Direct measurement of the intra-pixel response function of Kepler Space Telescope's CCDs

TL;DR

This paper directly measures the intra-pixel response function of Kepler's CCDs using a spot-scan technique, revealing how pixel sensitivity varies and depends on wavelength, which can improve photometric accuracy in space telescopes.

Contribution

It introduces a novel measurement method for the intra-pixel response function of space telescope CCDs, providing detailed characterization relevant for high-precision photometry.

Findings

Kepler's CCD shows up to 50% sensitivity variation near pixel edges.

The intra-pixel response function varies with wavelength, showing more diffusion at shorter wavelengths.

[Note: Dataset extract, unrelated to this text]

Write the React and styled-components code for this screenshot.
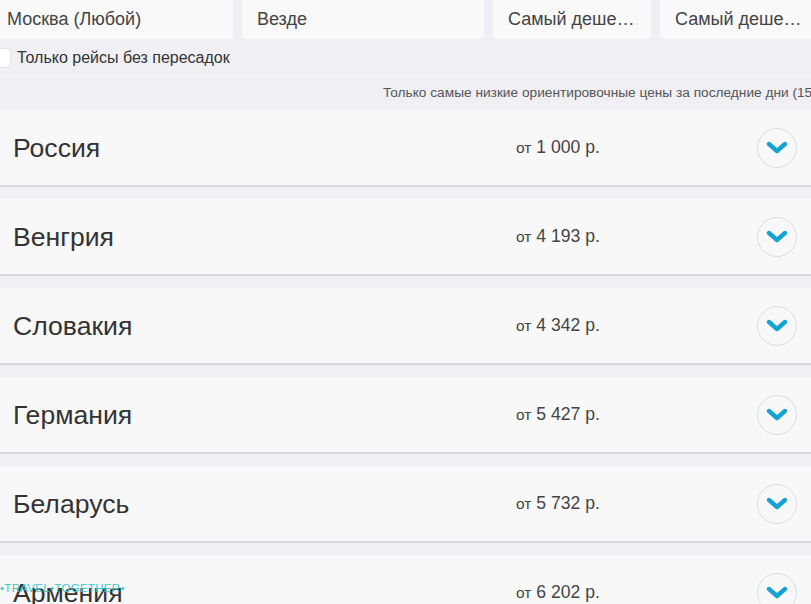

The measurement technique can be applied to other space telescope CCDs like TESS.

Abstract

Space missions designed for high precision photometric monitoring of stars often under-sample the point-spread function, with much of the light landing within a single pixel. Missions like MOST, Kepler, BRITE, and TESS, do this to avoid uncertainties due to pixel-to-pixel response nonuniformity. This approach has worked remarkably well. However, individual pixels also exhibit response nonuniformity. Typically, pixels are most sensitive near their centers and less sensitive near the edges, with a difference in response of as much as 50%. The exact shape of this fall-off, and its dependence on the wavelength of light, is the intra-pixel response function (IPRF). A direct measurement of the IPRF can be used to improve the photometric uncertainties, leading to improved photometry and astrometry of under-sampled systems. Using the spot-scan technique, we measured the IPRF of a flight spare e2v CCD90 imaging sensor, which is used in the Kepler focal plane. Our spot scanner generates spots with a full-width at half-maximum of $\lesssim$5 microns across the range of 400 nm - 900 nm. We find that Kepler's CCD shows similar IPRF behavior to other back-illuminated devices, with a decrease in responsivity near the edges of a pixel by $\sim$50%. The IPRF also depends on wavelength, exhibiting a large amount of diffusion at shorter wavelengths and becoming much more defined by the gate structure in the near-IR. This method can also be used to measure the IPRF of the CCDs used for TESS, which borrows much from the Kepler mission.